● **REQUIREMENTS**
Below is a listing; write it out exactly and drop any images from it.

● **RECORDS SHOWN**

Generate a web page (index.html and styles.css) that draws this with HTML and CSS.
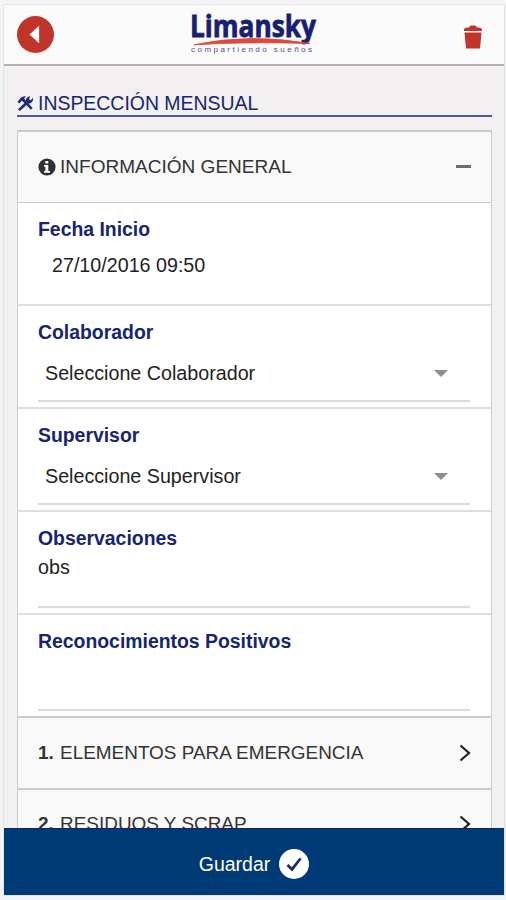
FILE: index.html
```html
<!DOCTYPE html>
<html lang="es">
<head>
<meta charset="utf-8">
<title>Limansky</title>
<link rel="stylesheet" href="styles.css">
</head>
<body>
<div class="app">
  <header class="bar">
    <svg class="back" viewBox="0 0 36 36"><circle cx="18" cy="18" r="18" fill="#c0342a"/><path d="M12.2 18 21.5 9.5v17z" fill="#fff"/></svg>
    <svg class="logo" viewBox="0 0 130 48">
      <text class="logo-name" x="1" y="26.500" textLength="126" lengthAdjust="spacingAndGlyphs">Limansky</text>
      <path d="M5 34.800Q60 23 121 33.500Q60 31.500 5 34.800z" fill="#dc4a3d" stroke="#dc4a3d" stroke-width=".9"/>
      <text class="logo-tag" x="2" y="42" textLength="121" lengthAdjust="spacing">compartiendo sueños</text>
    </svg>
    <svg class="trash" viewBox="0 0 20 24"><path d="M1 6V4.500Q1 3 4 2.600H6.200Q6.500.5 8 .5h4q1.500 0 1.800 2.100H16q3 .4 3 1.900V6z" fill="#c0342a"/><path d="M1.500 7.500h17L17 23.500H3z" fill="#c0342a"/></svg>
  </header>
  <main class="content">
    <h1 class="title">
      <svg class="tools" viewBox="0 0 18 18"><path d="M.5 7.500 4 3Q6.500.8 9.500 1.500L7.500 3.800 9 5.500 16.500 13.800 14.800 15.500 6.500 7.200 5 6 2.500 9z" fill="#1d2a73"/><path d="M1 15 9.200 7.500Q8.500 2.500 13.800 1L12.800 4.500 14.500 5.500 17 3Q17.800 9 11.500 9.300L3 17z" fill="#1d2a73"/></svg>
      <span>INSPECCIÓN MENSUAL</span>
    </h1>
    <section class="card">
      <div class="section open">
        <svg class="info" viewBox="0 0 18 18"><circle cx="9" cy="9" r="8.600" fill="#303030"/><path d="M7.300 3h3v2.600h-3zM6 7h4.300v6H12v1.700H6V13h1.400V8.700H6z" fill="#fff"/></svg>
        <span class="name">INFORMACIÓN GENERAL</span>
        <span class="minus"></span>
      </div>
      <div class="field"><label>Fecha Inicio</label><div class="value date">27/10/2016 09:50</div></div>
      <div class="field"><label>Colaborador</label><div class="value select lined"><span>Seleccione Colaborador</span><i class="caret"></i></div></div>
      <div class="field"><label>Supervisor</label><div class="value select lined"><span>Seleccione Supervisor</span><i class="caret"></i></div></div>
      <div class="field"><label>Observaciones</label><div class="value area lined">obs</div></div>
      <div class="field last"><label>Reconocimientos Positivos</label><div class="value area lined"></div></div>
      <div class="section"><b>1.</b><span class="name long">ELEMENTOS PARA EMERGENCIA</span><svg class="chev" viewBox="0 0 12 18"><path d="M1.500 1.500 10 9 1.500 16.500"/></svg></div>
      <div class="section second"><b>2.</b><span class="name long">RESIDUOS Y SCRAP</span><svg class="chev" viewBox="0 0 12 18"><path d="M1.500 1.500 10 9 1.500 16.500"/></svg></div>
    </section>
  </main>
  <footer class="save"><span>Guardar</span><svg viewBox="0 0 30 30"><circle cx="15" cy="15" r="15" fill="#fff"/><path d="M8.500 16 13 20.300 21.500 9.500" fill="none" stroke="#1b2c68" stroke-width="2.800"/></svg></footer>
</div>
</body>
</html>
```
FILE: styles.css
```css
* { box-sizing: border-box; }
body {
  margin: 0;
  height: 900px;
  overflow: hidden;
  padding: 4px 0 4px 3px;
  background: #f4f4f4;
  font-family: "Liberation Sans", Arial, sans-serif;
  font-size: 19.5px;
  color: #222;
}
.app {
  height: 892px;
  width: 502px;
  display: flex;
  flex-direction: column;
  border: 1px solid #e6e4e5;
  border-right-color: #e2e2e2;
  background: #f2f0f1;
}
.bar {
  height: 61px;
  flex: none;
  display: flex;
  align-items: center;
  justify-content: space-between;
  padding: 0 21px 0 13px;
  background: #fafafa;
  border-bottom: 2px solid #b3b1b2;
}
.back { width: 37px; height: 37px; }
.logo { width: 130px; height: 48px; margin: -1px 3px 0 -6px; overflow: visible; }
.logo-name {
  font: bold 31px "Open Sans", sans-serif;
  fill: #17206f;
  stroke: #17206f;
  stroke-width: .8;
}
.logo-tag { font: 8px "Liberation Sans", sans-serif; fill: #4c5190; }
.trash { width: 20px; height: 24px; margin-top: 4px; }
.content {
  flex: 1;
  min-height: 0;
  overflow: hidden;
  padding: 26px 12px 0 13px;
}
.title {
  margin: 0 0 13px;
  height: 25px;
  display: flex;
  align-items: center;
  gap: 4px;
  border-bottom: 2px solid #4a5a93;
  color: #17256f;
  font-size: 19.45px;
  font-weight: normal;
  white-space: nowrap;
}
.tools { width: 17px; height: 17px; }
.card {
  border: 1px solid #cbcdce;
  border-top: 2px solid #c8c8c8;
  background: #fff;
}
.section {
  height: 72px;
  display: flex;
  align-items: center;
  padding: 0 20px 0 20px;
  background: #f8f8f8;
  border-bottom: 2px solid #c9cbcc;
  white-space: nowrap;
}
.open { height: 71px; border-bottom-width: 1px; }
.second { height: 70px; }
.section b { width: 22px; font-size: 19px; color: #333; }
.name { flex: 1; font-size: 19.05px; color: #333; }
.long { font-size: 18.95px; }
.info { width: 18px; height: 18px; margin-right: 4px; }
.minus { width: 15px; height: 3px; margin-top: -1px; background: #6b6b6b; }
.chev { width: 12px; height: 18px; fill: none; stroke: #222; stroke-width: 2.2; }
.field {
  height: 103px;
  padding: 14px 21px 0 20px;
  border-bottom: 2px solid #dcdfe1;
}
.last { border-bottom-color: #c9cbcc; }
.field label {
  display: block;
  height: 24px;
  line-height: 24px;
  color: #17256f;
  font-size: 19.4px;
  font-weight: bold;
}
.value { height: 58px; line-height: 24px; font-size: 19.7px; }
.date { padding: 12px 0 0 14px; }
.lined { border-bottom: 2px solid #d9dcdd; }
.select {
  display: flex;
  justify-content: space-between;
  padding: 17px 22px 0 7px;
}
.caret {
  margin-top: 9px;
  height: 0;
  border: 7px solid transparent;
  border-top-color: #8e8e8e;
  border-bottom: 0;
}
.area { padding-top: 5px; }
.save {
  height: 67px;
  flex: none;
  display: flex;
  align-items: center;
  justify-content: center;
  gap: 9px;
  padding-top: 4px;
  background: #003a75;
  border-top: 1px solid #14216b;
  color: #fff;
}
.save svg { width: 30px; height: 30px; }
```
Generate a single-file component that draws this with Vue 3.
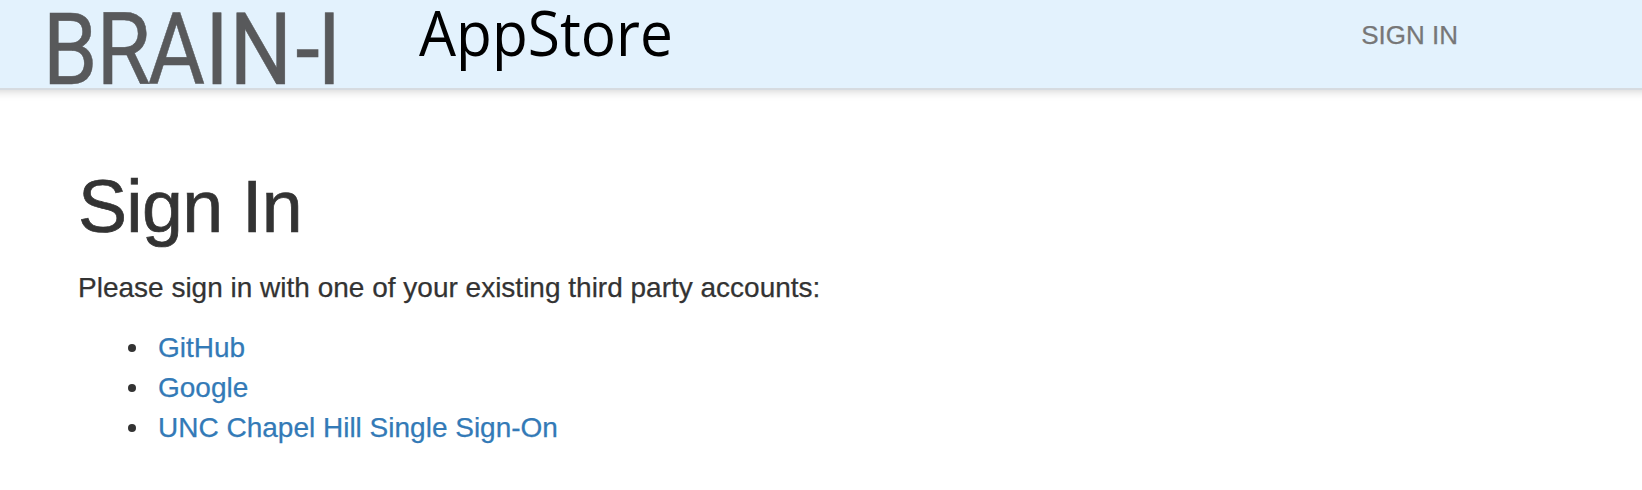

● **ANSWER FOR THE TASK**
Generate a web page (index.html and styles.css) that draws this with HTML and CSS.
FILE: index.html
```html
<!DOCTYPE html>
<html lang="es">
<head>
<meta charset="utf-8">
<title>Limansky</title>
<link rel="stylesheet" href="styles.css">
</head>
<body>
<div class="app">
  <header class="bar">
    <svg class="back" viewBox="0 0 36 36"><circle cx="18" cy="18" r="18" fill="#c0342a"/><path d="M12.2 18 21.5 9.5v17z" fill="#fff"/></svg>
    <svg class="logo" viewBox="0 0 130 48">
      <text class="logo-name" x="1" y="26.500" textLength="126" lengthAdjust="spacingAndGlyphs">Limansky</text>
      <path d="M5 34.800Q60 23 121 33.500Q60 31.500 5 34.800z" fill="#dc4a3d" stroke="#dc4a3d" stroke-width=".9"/>
      <text class="logo-tag" x="2" y="42" textLength="121" lengthAdjust="spacing">compartiendo sueños</text>
    </svg>
    <svg class="trash" viewBox="0 0 20 24"><path d="M1 6V4.500Q1 3 4 2.600H6.200Q6.500.5 8 .5h4q1.500 0 1.800 2.100H16q3 .4 3 1.900V6z" fill="#c0342a"/><path d="M1.500 7.500h17L17 23.500H3z" fill="#c0342a"/></svg>
  </header>
  <main class="content">
    <h1 class="title">
      <svg class="tools" viewBox="0 0 18 18"><path d="M.5 7.500 4 3Q6.500.8 9.500 1.500L7.500 3.800 9 5.500 16.500 13.800 14.800 15.500 6.500 7.200 5 6 2.500 9z" fill="#1d2a73"/><path d="M1 15 9.200 7.500Q8.500 2.500 13.800 1L12.800 4.500 14.500 5.500 17 3Q17.800 9 11.500 9.300L3 17z" fill="#1d2a73"/></svg>
      <span>INSPECCIÓN MENSUAL</span>
    </h1>
    <section class="card">
      <div class="section open">
        <svg class="info" viewBox="0 0 18 18"><circle cx="9" cy="9" r="8.600" fill="#303030"/><path d="M7.300 3h3v2.600h-3zM6 7h4.300v6H12v1.700H6V13h1.400V8.700H6z" fill="#fff"/></svg>
        <span class="name">INFORMACIÓN GENERAL</span>
        <span class="minus"></span>
      </div>
      <div class="field"><label>Fecha Inicio</label><div class="value date">27/10/2016 09:50</div></div>
      <div class="field"><label>Colaborador</label><div class="value select lined"><span>Seleccione Colaborador</span><i class="caret"></i></div></div>
      <div class="field"><label>Supervisor</label><div class="value select lined"><span>Seleccione Supervisor</span><i class="caret"></i></div></div>
      <div class="field"><label>Observaciones</label><div class="value area lined">obs</div></div>
      <div class="field last"><label>Reconocimientos Positivos</label><div class="value area lined"></div></div>
      <div class="section"><b>1.</b><span class="name long">ELEMENTOS PARA EMERGENCIA</span><svg class="chev" viewBox="0 0 12 18"><path d="M1.500 1.500 10 9 1.500 16.500"/></svg></div>
      <div class="section second"><b>2.</b><span class="name long">RESIDUOS Y SCRAP</span><svg class="chev" viewBox="0 0 12 18"><path d="M1.500 1.500 10 9 1.500 16.500"/></svg></div>
    </section>
  </main>
  <footer class="save"><span>Guardar</span><svg viewBox="0 0 30 30"><circle cx="15" cy="15" r="15" fill="#fff"/><path d="M8.500 16 13 20.300 21.500 9.500" fill="none" stroke="#1b2c68" stroke-width="2.800"/></svg></footer>
</div>
</body>
</html>
```
FILE: styles.css
```css
* { box-sizing: border-box; }
body {
  margin: 0;
  height: 900px;
  overflow: hidden;
  padding: 4px 0 4px 3px;
  background: #f4f4f4;
  font-family: "Liberation Sans", Arial, sans-serif;
  font-size: 19.5px;
  color: #222;
}
.app {
  height: 892px;
  width: 502px;
  display: flex;
  flex-direction: column;
  border: 1px solid #e6e4e5;
  border-right-color: #e2e2e2;
  background: #f2f0f1;
}
.bar {
  height: 61px;
  flex: none;
  display: flex;
  align-items: center;
  justify-content: space-between;
  padding: 0 21px 0 13px;
  background: #fafafa;
  border-bottom: 2px solid #b3b1b2;
}
.back { width: 37px; height: 37px; }
.logo { width: 130px; height: 48px; margin: -1px 3px 0 -6px; overflow: visible; }
.logo-name {
  font: bold 31px "Open Sans", sans-serif;
  fill: #17206f;
  stroke: #17206f;
  stroke-width: .8;
}
.logo-tag { font: 8px "Liberation Sans", sans-serif; fill: #4c5190; }
.trash { width: 20px; height: 24px; margin-top: 4px; }
.content {
  flex: 1;
  min-height: 0;
  overflow: hidden;
  padding: 26px 12px 0 13px;
}
.title {
  margin: 0 0 13px;
  height: 25px;
  display: flex;
  align-items: center;
  gap: 4px;
  border-bottom: 2px solid #4a5a93;
  color: #17256f;
  font-size: 19.45px;
  font-weight: normal;
  white-space: nowrap;
}
.tools { width: 17px; height: 17px; }
.card {
  border: 1px solid #cbcdce;
  border-top: 2px solid #c8c8c8;
  background: #fff;
}
.section {
  height: 72px;
  display: flex;
  align-items: center;
  padding: 0 20px 0 20px;
  background: #f8f8f8;
  border-bottom: 2px solid #c9cbcc;
  white-space: nowrap;
}
.open { height: 71px; border-bottom-width: 1px; }
.second { height: 70px; }
.section b { width: 22px; font-size: 19px; color: #333; }
.name { flex: 1; font-size: 19.05px; color: #333; }
.long { font-size: 18.95px; }
.info { width: 18px; height: 18px; margin-right: 4px; }
.minus { width: 15px; height: 3px; margin-top: -1px; background: #6b6b6b; }
.chev { width: 12px; height: 18px; fill: none; stroke: #222; stroke-width: 2.2; }
.field {
  height: 103px;
  padding: 14px 21px 0 20px;
  border-bottom: 2px solid #dcdfe1;
}
.last { border-bottom-color: #c9cbcc; }
.field label {
  display: block;
  height: 24px;
  line-height: 24px;
  color: #17256f;
  font-size: 19.4px;
  font-weight: bold;
}
.value { height: 58px; line-height: 24px; font-size: 19.7px; }
.date { padding: 12px 0 0 14px; }
.lined { border-bottom: 2px solid #d9dcdd; }
.select {
  display: flex;
  justify-content: space-between;
  padding: 17px 22px 0 7px;
}
.caret {
  margin-top: 9px;
  height: 0;
  border: 7px solid transparent;
  border-top-color: #8e8e8e;
  border-bottom: 0;
}
.area { padding-top: 5px; }
.save {
  height: 67px;
  flex: none;
  display: flex;
  align-items: center;
  justify-content: center;
  gap: 9px;
  padding-top: 4px;
  background: #003a75;
  border-top: 1px solid #14216b;
  color: #fff;
}
.save svg { width: 30px; height: 30px; }
```
Generate a single-file component that draws this with Vue 3.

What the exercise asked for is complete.